Marcel Nadim Aburakia
April 28, 2021

Hundreds of Stolen Generations survivors sue Australia's government for compensation. Australia's official assimilation policies persisted into the 1970s.

https://p.dw.com/p/3sgH8
Aboriginal children on a playground
Earlier generations of Aboriginal children were victims of a government child removal policyImage: picture-alliance/dpa/T. Trewin

Some 800 Indigenous Australians and their descendants, who were forcibly removed from their families as children, are suing the government in a class action launched Wednesday seeking compensation for the injustice.

The children of thousands of Aboriginal and Torres Strait Islanders are now known as the Stolen Generations.  Until the 1970s, assimilation policies allowed children to be taken from their homes and put in foster care with white families.

It is the first class action of its kind in the Northern Territory (NT), home to about 250,000 people — almost one-third of whom are Indigenous. Stolen Generations survivors there have never been compensated.

"It's impossible to improve the future without acknowledging the past," Tristan Gaven, counsel at Shine Lawyers, the legal firm that filed the class action, said on Wednesday.

Australia's child removal policy

In 2008, Australian Prime Minister Kevin Rudd apologized to the Aboriginal community for the policy of forcibly removing Indigenous children. At the time, he said: "The injustices of the past must never happen again."

The statement was meant as a symbolic end to a shameful part of Australia's history where thousands of "half-caste" children were abducted. 

In 1927, Northern Territory Chief Protector of Aborigines Cecil Cook said, "Everything necessary (must be done) to convert the half-caste into a white citizen."

The removals were conducted in the early 19th century, although in some places mixed-race children were still being taken away into the 1970s.

Heather Alley, 84, said she was forcibly removed from her mother in the NT at 9 years old. Alley said the experience left her "broken for many years."

"They've wiped away entire generations like they never existed," she said. "I joined this class action because I believe our stories have to be told."

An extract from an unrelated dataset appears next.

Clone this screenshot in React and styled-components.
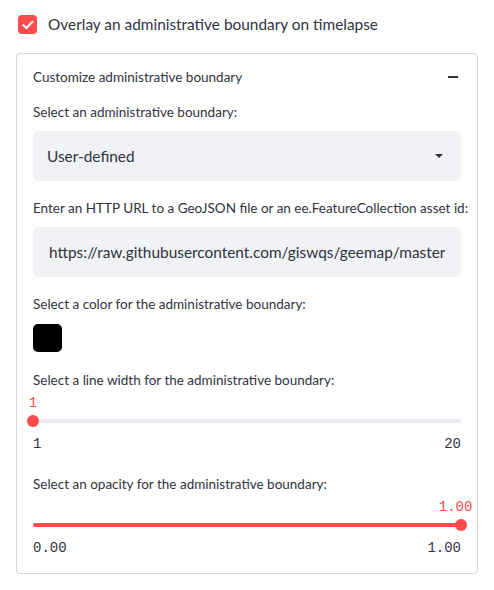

A second 'Stolen Generation'?

Today some speak of a second Stolen Generation, as there has been a steady increase in the numbers of Aboriginal children removed from their families and placed in out-of-home care, government data found in 2018.

In 2008, 281 Aboriginal children were in out-of-home care across the Northern Territory. By 2018, that number jumped to 948. The number of non-indigenous children removed from families held steady over the same period, hovering at about 115 children annually.

Lawyers say they are confident of securing a payout

Gaven said the class action filed on Wednesday could be just the start, with thousands more believed eligible to join the lawsuit.

While other Australian states have set up redress schemes for Indigenous members of the "Stolen Generations," the federal government, which had legal responsibility for the Territory when the removals took place, has not followed suit.

It even has previously opposed paying compensation, saying last year that there was no established legal obligation for it to do so.

"The Commonwealth was responsible for tearing apart Indigenous families in the Territory, and it's up to the Commonwealth to make amends," Gaven said.

The lawsuit is funded by Litigation Lending Services, which also backed an action by Indigenous Australians over unpaid wages in neighboring Queensland state that was resolved in 2019.

How much they sought remains unknown, as Shine Lawyers said the amount was yet to be determined — but, if successful, the lender was expected to receive a 20% commission.

The case is scheduled for an initial court hearing in June.